Available data:
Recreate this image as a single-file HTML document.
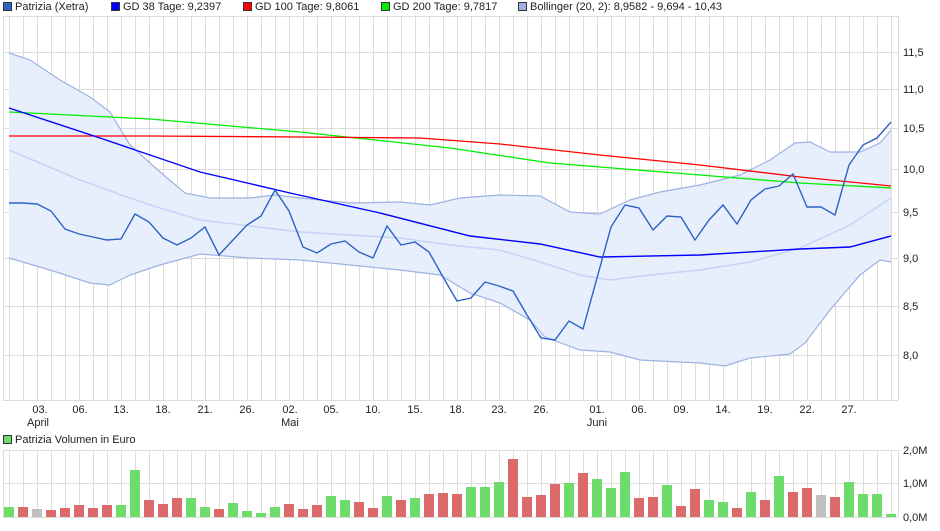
<!DOCTYPE html>
<html><head><meta charset="utf-8"><style>
body{margin:0;background:#fff;width:940px;height:526px;overflow:hidden;font-family:"Liberation Sans",sans-serif;}
svg text{font-family:"Liberation Sans",sans-serif;font-size:11px;fill:#222;}
</style></head><body>
<svg width="940" height="526" xmlns="http://www.w3.org/2000/svg">
<g id="grid" stroke="#dcdcdc" stroke-width="1">
<line x1="3" y1="16.5" x2="898" y2="16.5"/>
<line x1="3" y1="52.5" x2="898" y2="52.5"/>
<line x1="3" y1="89.5" x2="898" y2="89.5"/>
<line x1="3" y1="128.5" x2="898" y2="128.5"/>
<line x1="3" y1="169.5" x2="898" y2="169.5"/>
<line x1="3" y1="212.5" x2="898" y2="212.5"/>
<line x1="3" y1="258.5" x2="898" y2="258.5"/>
<line x1="3" y1="306.5" x2="898" y2="306.5"/>
<line x1="3" y1="355.5" x2="898" y2="355.5"/>
<line x1="3" y1="400.5" x2="898" y2="400.5"/>
<line x1="3" y1="450.5" x2="898" y2="450.5"/>
<line x1="3" y1="483.5" x2="898" y2="483.5"/>
<line x1="3" y1="517.5" x2="898" y2="517.5"/>
<line x1="898.5" y1="16" x2="898.5" y2="400"/>
<line x1="898.5" y1="450" x2="898.5" y2="517"/>
<line x1="3.5" y1="16" x2="3.5" y2="400"/>
<line x1="3.5" y1="450" x2="3.5" y2="517"/>
</g>
<g id="vg" stroke="#dcdcdc"></g>
<polygon fill="#e8effc" points="9,53 30,60 60,80 90,97 110,112 130,145 160,172 185,193 210,198 250,198 275,195 300,198 350,203 400,202 430,205 460,198 500,195 540,196 570,212 600,214 630,200 660,192 700,185 740,175 770,160 795,143 810,142 830,152 860,152 880,143 891,130 891,262 880,260 860,275 830,310 805,343 790,354 750,358 725,366 700,363 640,360 610,352 580,350 545,337 530,320 500,303 470,293 440,275 400,270 350,265 300,260 250,258 200,254 160,265 130,275 110,285 90,283 50,270 9,258"/>
<polyline fill="none" stroke="#9db2e2" stroke-width="1.2" points="9,53 30,60 60,80 90,97 110,112 130,145 160,172 185,193 210,198 250,198 275,195 300,198 350,203 400,202 430,205 460,198 500,195 540,196 570,212 600,214 630,200 660,192 700,185 740,175 770,160 795,143 810,142 830,152 860,152 880,143 891,130"/>
<polyline fill="none" stroke="#9db2e2" stroke-width="1.2" points="9,258 50,270 90,283 110,285 130,275 160,265 200,254 250,258 300,260 350,265 400,270 440,275 470,293 500,303 530,320 545,337 580,350 610,352 640,360 700,363 725,366 750,358 790,354 805,343 830,310 860,275 880,260 891,262"/>
<polyline fill="none" stroke="#c4d4f6" stroke-width="1.5" points="9,150 80,180 150,205 200,220 300,232 400,238 450,245 500,250 550,265 580,275 610,280 650,275 700,270 750,262 800,248 850,225 891,198"/>
<polyline fill="none" stroke="#00ee00" stroke-width="1.3" points="9,112 150,119 300,132 450,148 550,163 700,175 800,183 891,188"/>
<polyline fill="none" stroke="#ff0000" stroke-width="1.3" points="9,136 150,136 300,137 420,138 500,144 600,155 700,165 800,177 891,186"/>
<polyline fill="none" stroke="#0000ff" stroke-width="1.4" points="9,108 100,138 200,172 290,193 380,213 470,236 540,244 600,257 700,255 800,249 850,247 891,236"/>
<polyline fill="none" stroke="#2c62c4" stroke-width="1.4" points="9,203 23,203 37,204 51,211 65,229 79,234 93,237 107,240 121,239 135,214 149,222 163,238 177,245 191,238 205,227 219,255 233,240 247,225 261,216 275,190 289,211 303,247 317,253 331,244 345,241 359,252 373,258 387,226 401,245 415,242 429,252 443,277 457,301 471,298 485,282 499,286 513,291 527,315 541,338 555,340 569,321 583,329 611,227 625,205 639,208 653,230 667,216 681,217 695,240 709,220 723,205 737,224 751,200 765,189 779,186 793,174 807,207 821,207 835,215 849,165 863,145 877,138 891,122"/>
<g id="bars"></g>
<g text-anchor="start">
<text x="903" y="56">11,5</text><text x="903" y="93">11,0</text><text x="903" y="132">10,5</text><text x="903" y="173">10,0</text><text x="903" y="216">9,5</text><text x="903" y="262">9,0</text><text x="903" y="310">8,5</text><text x="903" y="359">8,0</text>
<text x="903" y="454">2,0M</text><text x="903" y="487">1,0M</text><text x="903" y="521">0,0M</text>
</g>
<g text-anchor="middle">
<text x="40" y="413">03.</text><text x="80" y="413">06.</text><text x="121" y="413">13.</text><text x="163" y="413">18.</text><text x="205" y="413">21.</text><text x="247" y="413">26.</text><text x="290" y="413">02.</text><text x="331" y="413">05.</text><text x="373" y="413">10.</text><text x="415" y="413">15.</text><text x="457" y="413">18.</text><text x="499" y="413">23.</text><text x="541" y="413">26.</text><text x="597" y="413">01.</text><text x="639" y="413">06.</text><text x="681" y="413">09.</text><text x="723" y="413">14.</text><text x="765" y="413">19.</text><text x="807" y="413">22.</text><text x="849" y="413">27.</text>
<text x="38" y="426">April</text><text x="290" y="426">Mai</text><text x="597" y="426">Juni</text>
</g>
<g stroke="#333" stroke-width="1">
<rect x="3.5" y="2.5" width="8" height="8" fill="#2c62c4"/>
<rect x="111.5" y="2.5" width="8" height="8" fill="#0000ff"/>
<rect x="243.5" y="2.5" width="8" height="8" fill="#ff0000"/>
<rect x="381.5" y="2.5" width="8" height="8" fill="#00ee00"/>
<rect x="518.5" y="2.5" width="8" height="8" fill="#9db2e2"/>
<rect x="3.5" y="435.5" width="8" height="8" fill="#6cdc6c"/>
</g>
<text x="15" y="10">Patrizia (Xetra)</text>
<text x="123" y="10">GD 38 Tage: 9,2397</text>
<text x="255" y="10">GD 100 Tage: 9,8061</text>
<text x="393" y="10">GD 200 Tage: 9,7817</text>
<text x="530" y="10">Bollinger (20, 2): 8,9582 - 9,694 - 10,43</text>
<text x="15" y="443">Patrizia Volumen in Euro</text>
</svg>
<script>
(function(){
var ns="http://www.w3.org/2000/svg";
var vg=document.getElementById("vg");
for(var i=0;i<64;i++){var x=9+14*i+0.5;
 [[16,400],[450,517]].forEach(function(r){var l=document.createElementNS(ns,"line");l.setAttribute("x1",x);l.setAttribute("x2",x);l.setAttribute("y1",r[0]);l.setAttribute("y2",r[1]);vg.appendChild(l);});}
var h=[10,10,8,7,9,12,9,12,12,47,17,13,19,19,10,8,14,6,4,10,13,8,12,21,17,15,9,21,17,19,23,24,23,30,30,35,58,20,22,33,34,44,38,29,45,19,20,32,11,28,17,15,9,25,17,41,25,29,22,20,35,23,23,3];
var c="ggyrrrrrgg rrrgg rgggg rrrggr grgrrrg g gr rrrgrggg rrgrrgg rg rgrryrgggg".replace(/ /g,"");
var cols=["g","r","y","r","r","r","r","r","g","g","r","r","r","g","g","r","g","g","g","g","r","r","r","g","g","r","r","g","r","g","r","r","r","g","g","g","r","r","r","r","g","r","g","g","g","r","r","g","r","r","g","g","r","g","r","g","r","r","y","r","g","g","g","g"];
var map={g:"#6cdc6c",r:"#dc6a6a",y:"#c0c0c0"};
var b=document.getElementById("bars");
for(var i=0;i<64;i++){var r=document.createElementNS(ns,"rect");r.setAttribute("x",9+14*i-5);r.setAttribute("width",10);r.setAttribute("y",517-h[i]);r.setAttribute("height",h[i]);r.setAttribute("fill",map[cols[i]]);b.appendChild(r);}
})();
</script>
</body></html>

What you need to do:
Return solely the number of lines in the data that include the word "document".

Solution for this task:
5